Rebels With A Cause
SPECIAL EVENT: Documentary filmmakers Nancy Kelly and Kenji Yamamoto will discuss their award-winning film, “Rebels With a Cause,” at Summerfield Cinemas in Santa Rosa at 1 p.m., Saturday, November 24.
I hope the iconic images and sounds you see in Nancy Kelly and Kenji Yamamoto’as deliciously informative film, “Rebels With a Cause,” are familiar ones—the windswept landscapes, the migrating seabirds, the whales swimming north off Point Reyes National Seashore. Even If you are shackled to the 101 corridor and only stare straight ahead, you should recognize the shots of the precipitous natural cliffs contrasting with the art deco grandeur of the Golden Gate Bridge.  
This fine documentary reminds us that the 80 miles of coastal beauty, cradled within one of the world’s most populated urban centers, is by no means accidental. You just have to drive a little past San Francisco’s southern limits to see the row upon row of almost identical houses snaking their way up and down the hills of Daly City to understand the carefully controlled anger Malvina Reynolds felt when she wrote her catchy ditty about “little boxes made of ticky tacky” back in 1963.
Imagine the hills on either side of the Golden Gate crowded with similar structures, or, in economic contrast, million-dollar, high-rise condos in gated enclaves.
Reynolds was just one voice among a rag-tag cadre of so-called environmentalists who worked separately and together for decades to create the current patchwork-quilt of local, state and national agreements worked out between private and public landowners, businesses, agencies, politicians and thousands of “just plain folks” that protected and preserved the joyous open spaces of nearby nature.

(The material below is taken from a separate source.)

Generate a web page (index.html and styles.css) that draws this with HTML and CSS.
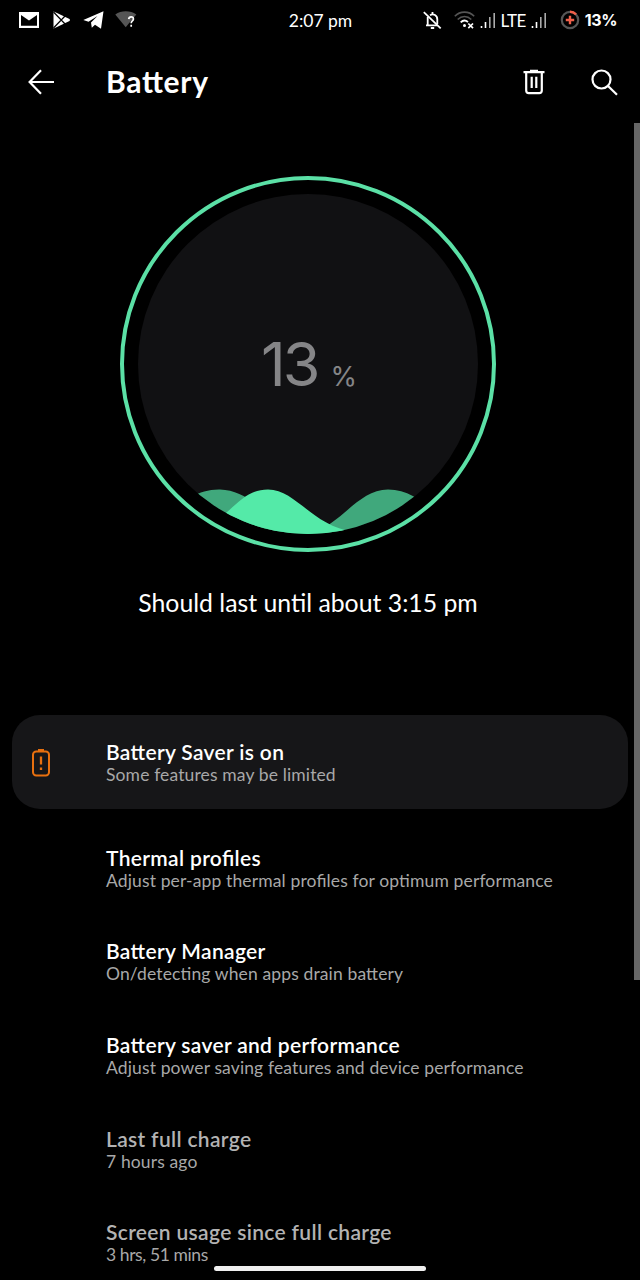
FILE: index.html
```html
<!DOCTYPE html>
<html lang="en">
<head>
<meta charset="UTF-8">
<meta name="viewport" content="width=device-width, initial-scale=1.0">
<title>Battery</title>
<link rel="stylesheet" href="styles.css">
</head>
<body>
  <div class="status-bar">
    <div class="status-left">
      <svg class="icon-mail" width="20" height="16" viewBox="0 0 20 16">
        <rect width="20" height="16" fill="#fff"/>
        <path d="M2 3L10 8.500 18 3v10.800H2z" fill="#000"/>
      </svg>
      <svg class="icon-play" width="18" height="18" viewBox="0 0 18 18">
        <path d="M.5.5v17L4 16l12.500-6q1-1 0-2L4 2z" fill="#fff"/>
        <path d="M.5 1l13 13.500M.5 17l13-13.500" stroke="#000" stroke-width="1.200"/>
      </svg>
      <svg class="icon-telegram" width="21" height="18" viewBox="0 0 21 18">
        <path d="M.3 9L20.500.3 18 17.700l-6-4-3.200 3-.8-5.200L14.500 5 5.500 10.800z" fill="#fff"/>
      </svg>
      <svg class="icon-wifi-unknown" width="23" height="20" viewBox="0 0 23 20">
        <path d="M.3 4.500C6 .3 15.500.3 21.300 4.500L10.700 17.200z" fill="#555"/>
        <path d="M13.700 9.200c.3-3.200 5-3 4.700 0-.2 1.800-2.200 1.800-2.200 4M16.200 14.800v1.900" fill="none" stroke="#fff" stroke-width="1.700"/>
      </svg>
    </div>
    <div class="clock">2:07 pm</div>
    <div class="status-right">
      <svg class="icon-bell-off" width="19" height="19" viewBox="0 0 19 19" fill="none" stroke="#fff" stroke-width="1.800">
        <path d="M4.700 6v8.300M3 14.300h11.500M7 4.200c3.500-2 7.300.2 7.300 4.300v4.500M9.500 1v2"/>
        <path d="M.8 1.200L17.700 17.300"/>
        <path d="M7.800 17h3.400" stroke-width="2"/>
      </svg>
      <svg class="icon-wifi" width="21" height="18" viewBox="0 0 21 18" fill="none" stroke-width="1.600">
        <path d="M.8 5.200C6-.2 15-.2 20.200 5.200M3.700 8.500c4-4 9.600-4 13.600 0" stroke="#555"/>
        <path d="M6.700 11.300c2-2 5-2.200 7.300-.3" stroke="#fff" stroke-width="1.800"/>
        <circle cx="10.500" cy="14.500" r="1.500" fill="#fff"/>
        <path d="M14.300 12.500l4.700 4.700M19 12.500l-4.700 4.700" stroke="#fff" stroke-width="1.700"/>
      </svg>
      <svg class="icon-signal" width="16" height="17" viewBox="0 0 16 17">
        <path d="M1.500 14v2M5.500 10v6" stroke="#fff" stroke-width="1.600"/>
        <path d="M9.800 5v11M14.200 1v15" stroke="#aaa" stroke-width="1.600"/>
      </svg>
      <span class="network">LTE</span>
      <svg class="icon-signal" width="16" height="17" viewBox="0 0 16 17">
        <path d="M1.500 14v2M5.500 10v6" stroke="#fff" stroke-width="1.600"/>
        <path d="M9.800 5v11M14.200 1v15" stroke="#aaa" stroke-width="1.600"/>
      </svg>
      <svg class="icon-charge" width="20" height="20" viewBox="0 0 20 20" fill="none">
        <circle cx="10" cy="10" r="8.200" stroke="#565656" stroke-width="2.200"/>
        <path d="M10 1.800a8.200 8.200 0 0 1 6 2.600" stroke="#f0604a" stroke-width="2.400"/>
        <path d="M10 5.800v8.400M5.800 10h8.400" stroke="#f0604a" stroke-width="2.400"/>
      </svg>
      <span class="battery-percent">13%</span>
    </div>
  </div>

  <header class="toolbar">
    <svg class="icon-back" width="26" height="26" viewBox="0 0 26 26" fill="none" stroke="#fff" stroke-width="2.200">
      <path d="M26 13H1.800M13 1.200L1.600 13 13 24.800"/>
    </svg>
    <h1 class="title">Battery</h1>
    <svg class="icon-trash" width="22" height="26" viewBox="0 0 22 26" fill="none" stroke="#fff" stroke-width="2.200">
      <path d="M.5 3.200h21M7 1.800h8"/>
      <path d="M3.200 4v17.500a2.600 2.600 0 0 0 2.600 2.600h10.400a2.600 2.600 0 0 0 2.600-2.600V4M8.700 7.800v11.200M13.300 7.800v11.200"/>
    </svg>
    <svg class="icon-search" width="27" height="27" viewBox="0 0 27 27" fill="none" stroke="#fff" stroke-width="2.200">
      <circle cx="10.500" cy="10.500" r="9"/>
      <path d="M17 17l9 8.800"/>
    </svg>
  </header>

  <main class="content">
    <div class="gauge">
      <div class="gauge-inner">
        <svg class="waves" width="340" height="340" viewBox="0 0 340 340">
          <path d="M20 318C46 310 58 295 82 295.500C106 296 122 314 140 328L185 334C208 322 224 295.500 250 295.500C274 295.500 288 312 310 324V340H20z" fill="#40a87c"/>
          <path d="M70 331C96 318 104 295.500 130 295.500C158 295.500 174 332 216 338V340H70z" fill="#54eaa8"/>
        </svg>
        <div class="level"><span class="level-number">13</span><span class="level-unit">%</span></div>
      </div>
    </div>
    <p class="estimate">Should last until about 3:15 pm</p>

    <div class="card">
      <svg class="icon-battery" width="18" height="28" viewBox="0 0 18 28" fill="none" stroke="#e8700f" stroke-width="2">
        <rect x="1" y="2.500" width="16" height="24" rx="3.200"/>
        <path d="M6 1.200h6" stroke-width="2.400"/>
        <path d="M9 7.500v8M9 18.500v2.400" stroke-width="2.300"/>
      </svg>
      <div class="row-title">Battery Saver is on</div>
      <div class="row-summary">Some features may be limited</div>
    </div>

    <div class="row">
      <div class="row-title">Thermal profiles</div>
      <div class="row-summary">Adjust per-app thermal profiles for optimum performance</div>
    </div>
    <div class="row">
      <div class="row-title">Battery Manager</div>
      <div class="row-summary">On/detecting when apps drain battery</div>
    </div>
    <div class="row">
      <div class="row-title">Battery saver and performance</div>
      <div class="row-summary">Adjust power saving features and device performance</div>
    </div>
    <div class="row">
      <div class="row-title muted">Last full charge</div>
      <div class="row-summary">7 hours ago</div>
    </div>
    <div class="row">
      <div class="row-title muted">Screen usage since full charge</div>
      <div class="row-summary compact">3 hrs, 51 mins</div>
    </div>
  </main>
  <div class="scrollbar"></div>
  <div class="home-pill"></div>
</body>
</html>
```

FILE: styles.css
```css
html, body {
  height: 100%;
  margin: 0;
  padding: 0;
  overflow: hidden;
  background: #000;
  color: #fff;
  font-family: 'Lato', 'Open Sans', sans-serif;
  font-feature-settings: 'liga' 1;
}
svg {
  display: block;
  flex: none;
}
.status-bar {
  display: grid;
  grid-template-columns: 1fr auto 1fr;
  align-items: center;
  height: 40px;
  padding: 0 23px 0 19px;
  font-size: 17px;
}
.clock {
  padding-left: 5px;
  font-size: 17.500px;
}
.status-left,
.status-right {
  display: flex;
  align-items: center;
}
.icon-play {
  margin-left: 14px;
}
.icon-telegram {
  margin-left: 12px;
}
.icon-wifi-unknown {
  margin-left: 11px;
}
.status-right {
  justify-content: flex-end;
}
.icon-wifi {
  margin-left: 12px;
}
.icon-signal {
  margin-left: 5px;
}
.network {
  margin-left: 5px;
  letter-spacing: -0.6px;
}
.icon-charge {
  margin-left: 13px;
}
.battery-percent {
  margin-left: 5px;
  font-family: 'Inter', sans-serif;
  font-size: 16px;
  font-weight: 700;
  letter-spacing: -0.4px;
}
.toolbar {
  display: flex;
  align-items: center;
  height: 84px;
  padding: 0 22px 0 28px;
}
.title {
  flex: 1;
  margin: -2px 0 0 52px;
  font-size: 30px;
  line-height: 36px;
  font-weight: 700;
  letter-spacing: 0.7px;
}
.icon-search {
  margin-left: 46px;
}
.content {
  padding: 0 12px;
}
.gauge {
  display: flex;
  box-sizing: border-box;
  width: 376px;
  height: 376px;
  margin: 52px 0 0 108px;
  padding: 14px;
  border: 4px solid #5be0a6;
  border-radius: 50%;
}
.gauge-inner {
  display: grid;
  width: 340px;
  height: 340px;
  border-radius: 50%;
  background: #111113;
  overflow: hidden;
}
.waves,
.level {
  grid-area: 1 / 1;
}
.level {
  align-self: center;
  justify-self: center;
  padding: 16px 0 0 2px;
  color: #858587;
  font-family: 'Inter', sans-serif;
  line-height: 74px;
}
.level-number {
  font-size: 61px;
  letter-spacing: -3px;
}
.level-unit {
  margin-left: 13px;
  font-size: 27px;
}
.estimate {
  margin: 35px 0 0;
  padding-right: 24px;
  font-size: 24.800px;
  line-height: 32px;
  text-align: center;
}
.card,
.row {
  display: grid;
  box-sizing: border-box;
  grid-template-columns: 94px 1fr;
  align-content: center;
  height: 93.700px;
  padding-top: 3px;
}
.card {
  margin: 96px 0 12px;
  border-radius: 28px;
  background: #161618;
}
.icon-battery {
  grid-row: 1 / 3;
  align-self: center;
  margin-left: 20px;
}
.row-title,
.row-summary {
  grid-column: 2;
  white-space: nowrap;
}
.row-title {
  font-size: 21px;
  line-height: 23px;
  font-weight: 600;
  letter-spacing: 0.33px;
}
.row-summary {
  color: #a8a8a8;
  font-size: 17.500px;
  line-height: 24px;
  letter-spacing: 0.13px;
}
.compact {
  letter-spacing: -0.4px;
}
.muted {
  color: #b3b3b3;
}
.scrollbar {
  position: absolute;
  top: 123px;
  right: 0;
  width: 6px;
  height: 857px;
  background: #666;
}
.home-pill {
  position: absolute;
  left: 214px;
  bottom: 9px;
  width: 212px;
  height: 5px;
  border-radius: 3px;
  background: #f0f0f0;
}
```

Underwritten by Sonoma County’s local treasure, KRCB-TV Channel 22, Kelly and Yamamoto have combined archival and modern interviews with such diverse individuals as the U.S. Secretary of the Interior, Stewart Udall, California State Senator Peter Behr, founder of Marin’s Audubon Canyon Ranch Dr. Martin T. Griffin, co-founders of the Marin Agricultural Land Trust Ellen Straus and Phyllis Faber, dairy ranchers Jolynn Mendoza-McCleland, and Albert Straus, five-time president of the Sierra Club and co-chair (with Amy Meyer) of People For a Golden Gate National Recreation Area Dr. Edgar Weyburn, and William Bennet, the attorney who spearheaded blocking Gulf Oil’s plan to build the City of Marincello for over 30,000 inhabitants on the Marin side of the Golden Gate, and PG&E’s plan to build a nuclear reactor on the headlands of Bodega Bay.

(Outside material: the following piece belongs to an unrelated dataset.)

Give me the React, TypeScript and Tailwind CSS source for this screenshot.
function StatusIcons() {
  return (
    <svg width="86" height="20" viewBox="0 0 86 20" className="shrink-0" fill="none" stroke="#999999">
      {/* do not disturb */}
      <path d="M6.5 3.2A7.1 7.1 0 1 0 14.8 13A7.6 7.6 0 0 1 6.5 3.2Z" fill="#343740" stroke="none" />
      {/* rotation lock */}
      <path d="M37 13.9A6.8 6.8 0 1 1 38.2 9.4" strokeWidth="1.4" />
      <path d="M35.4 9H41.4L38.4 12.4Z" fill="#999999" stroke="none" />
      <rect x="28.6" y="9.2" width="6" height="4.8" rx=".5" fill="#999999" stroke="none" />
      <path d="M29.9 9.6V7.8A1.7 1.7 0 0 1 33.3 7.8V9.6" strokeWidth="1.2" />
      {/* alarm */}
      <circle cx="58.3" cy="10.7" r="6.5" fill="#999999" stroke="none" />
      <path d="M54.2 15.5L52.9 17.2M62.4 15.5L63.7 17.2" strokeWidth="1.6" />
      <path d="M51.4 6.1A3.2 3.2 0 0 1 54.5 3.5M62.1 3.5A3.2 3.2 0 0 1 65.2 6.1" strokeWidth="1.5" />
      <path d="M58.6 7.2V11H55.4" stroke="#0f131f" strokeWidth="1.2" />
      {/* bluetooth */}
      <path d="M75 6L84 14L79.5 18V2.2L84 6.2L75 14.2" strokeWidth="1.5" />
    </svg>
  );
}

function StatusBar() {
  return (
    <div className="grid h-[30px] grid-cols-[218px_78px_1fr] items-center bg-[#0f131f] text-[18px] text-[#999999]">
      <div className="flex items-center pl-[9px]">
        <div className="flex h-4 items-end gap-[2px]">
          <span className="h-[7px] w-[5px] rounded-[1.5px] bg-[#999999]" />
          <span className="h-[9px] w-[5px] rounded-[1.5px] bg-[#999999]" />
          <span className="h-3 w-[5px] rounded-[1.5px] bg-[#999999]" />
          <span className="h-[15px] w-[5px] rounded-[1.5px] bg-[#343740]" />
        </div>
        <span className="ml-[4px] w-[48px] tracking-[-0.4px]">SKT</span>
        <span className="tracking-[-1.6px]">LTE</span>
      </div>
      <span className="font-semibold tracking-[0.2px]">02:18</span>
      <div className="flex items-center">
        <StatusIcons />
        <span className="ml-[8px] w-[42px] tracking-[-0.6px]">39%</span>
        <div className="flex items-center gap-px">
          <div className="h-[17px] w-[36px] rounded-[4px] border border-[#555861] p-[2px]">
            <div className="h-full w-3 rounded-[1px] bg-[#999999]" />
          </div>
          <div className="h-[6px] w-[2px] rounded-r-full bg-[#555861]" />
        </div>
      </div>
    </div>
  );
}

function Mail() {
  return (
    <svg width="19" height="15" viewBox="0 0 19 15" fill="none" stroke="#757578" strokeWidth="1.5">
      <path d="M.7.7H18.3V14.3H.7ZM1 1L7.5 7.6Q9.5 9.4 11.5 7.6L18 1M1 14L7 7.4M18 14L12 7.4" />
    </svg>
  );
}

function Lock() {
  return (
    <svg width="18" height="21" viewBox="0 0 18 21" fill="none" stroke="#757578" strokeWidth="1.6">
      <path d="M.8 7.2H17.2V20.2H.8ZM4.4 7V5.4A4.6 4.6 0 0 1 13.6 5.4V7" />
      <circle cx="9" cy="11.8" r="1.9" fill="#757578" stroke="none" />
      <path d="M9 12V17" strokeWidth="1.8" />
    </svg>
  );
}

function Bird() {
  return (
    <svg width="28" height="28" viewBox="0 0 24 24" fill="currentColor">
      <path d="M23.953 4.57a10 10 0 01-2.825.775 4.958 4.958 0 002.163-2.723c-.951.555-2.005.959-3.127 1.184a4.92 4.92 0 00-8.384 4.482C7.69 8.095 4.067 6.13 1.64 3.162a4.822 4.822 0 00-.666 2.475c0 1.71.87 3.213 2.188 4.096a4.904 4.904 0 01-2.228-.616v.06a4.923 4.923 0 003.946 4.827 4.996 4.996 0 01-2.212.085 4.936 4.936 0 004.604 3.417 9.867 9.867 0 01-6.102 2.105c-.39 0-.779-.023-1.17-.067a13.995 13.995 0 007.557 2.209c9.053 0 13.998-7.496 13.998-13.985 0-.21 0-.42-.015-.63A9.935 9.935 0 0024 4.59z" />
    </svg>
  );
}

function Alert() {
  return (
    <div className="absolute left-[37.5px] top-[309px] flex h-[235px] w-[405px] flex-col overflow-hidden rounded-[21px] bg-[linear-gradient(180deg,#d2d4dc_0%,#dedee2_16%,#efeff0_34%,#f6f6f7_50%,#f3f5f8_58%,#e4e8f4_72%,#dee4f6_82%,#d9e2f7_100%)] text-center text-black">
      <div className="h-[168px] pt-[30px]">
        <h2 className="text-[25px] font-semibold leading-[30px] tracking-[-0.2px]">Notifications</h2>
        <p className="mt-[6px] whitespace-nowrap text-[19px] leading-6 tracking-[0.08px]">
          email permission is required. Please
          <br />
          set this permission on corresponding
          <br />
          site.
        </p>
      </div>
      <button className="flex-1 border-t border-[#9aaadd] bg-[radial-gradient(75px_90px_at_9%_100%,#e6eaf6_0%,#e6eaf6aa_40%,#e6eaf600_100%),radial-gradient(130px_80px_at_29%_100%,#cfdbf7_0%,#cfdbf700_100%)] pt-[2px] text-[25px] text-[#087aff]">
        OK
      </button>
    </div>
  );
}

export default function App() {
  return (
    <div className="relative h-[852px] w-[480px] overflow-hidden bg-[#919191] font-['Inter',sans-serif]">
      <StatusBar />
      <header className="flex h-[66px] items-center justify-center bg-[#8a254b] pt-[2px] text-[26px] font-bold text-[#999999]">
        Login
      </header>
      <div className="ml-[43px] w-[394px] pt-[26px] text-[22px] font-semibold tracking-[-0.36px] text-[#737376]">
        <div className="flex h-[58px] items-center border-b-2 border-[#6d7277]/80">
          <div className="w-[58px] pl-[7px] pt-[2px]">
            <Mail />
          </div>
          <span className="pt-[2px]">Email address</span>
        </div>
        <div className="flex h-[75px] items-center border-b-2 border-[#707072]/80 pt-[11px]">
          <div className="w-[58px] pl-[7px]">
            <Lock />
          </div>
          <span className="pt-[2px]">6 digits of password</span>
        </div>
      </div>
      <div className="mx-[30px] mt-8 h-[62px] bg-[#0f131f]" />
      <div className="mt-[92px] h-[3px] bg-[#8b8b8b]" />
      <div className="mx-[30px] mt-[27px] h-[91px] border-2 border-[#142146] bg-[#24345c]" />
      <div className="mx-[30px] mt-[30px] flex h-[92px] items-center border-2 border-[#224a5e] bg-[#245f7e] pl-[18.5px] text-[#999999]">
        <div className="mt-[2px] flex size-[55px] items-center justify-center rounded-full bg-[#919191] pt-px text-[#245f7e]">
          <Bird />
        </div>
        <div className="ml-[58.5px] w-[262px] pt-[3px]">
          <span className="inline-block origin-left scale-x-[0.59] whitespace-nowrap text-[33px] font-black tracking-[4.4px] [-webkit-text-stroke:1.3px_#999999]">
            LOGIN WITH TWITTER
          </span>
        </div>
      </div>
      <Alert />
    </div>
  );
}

To appreciate the definitive “time warp” quality of their preservation efforts, you just have to view a few scenes from some of Alfred Hitchcock’s classic films. For example, the lonely “Fawcett” ranch and barn used in such a terrifying way in Hitch’s environmental horror film, “The Birds,” is really the Bianchi Ranch (looking much the same today as it did when it was filmed in 1963). Similarly, when Jimmy Stewart followed Kim Novak through San Francisco along Camino Del Mar and The Presidio’s Marine Drive, in “Vertigo” way back in 1957, only the size of the trees differs from how the same spots look today.
That continuity of spaces is captured in cinematography by Lou Weinert, Marsha Kamm, Emiko Omori, Tomas Tucker and Robin Mortarotti, and then artfully edited by Yamamoto with Todd Boekelheide’s original music and Kelly’s intelligent script (narrated by Oscar-nominated actress Frances McDormand). The result is a magical journey through what could have been a dull series of meetings, testimonies and bureaucratic molasses.
You will discover that this unique swath of nature does much more than “look pretty.” It helps make the air cleaner, the water clearer, and the soil and soul alike richer—inspiring writers, poets, filmmakers, musicians and generations of young people who spend time in “our outdoors.” Subtly, the film also teaches that the forces of “modernization,” “urban planning” and “full utilization of natural resources” never give up, and that the rest of us must remain as vigilant as the open-space pioneers featured in this film.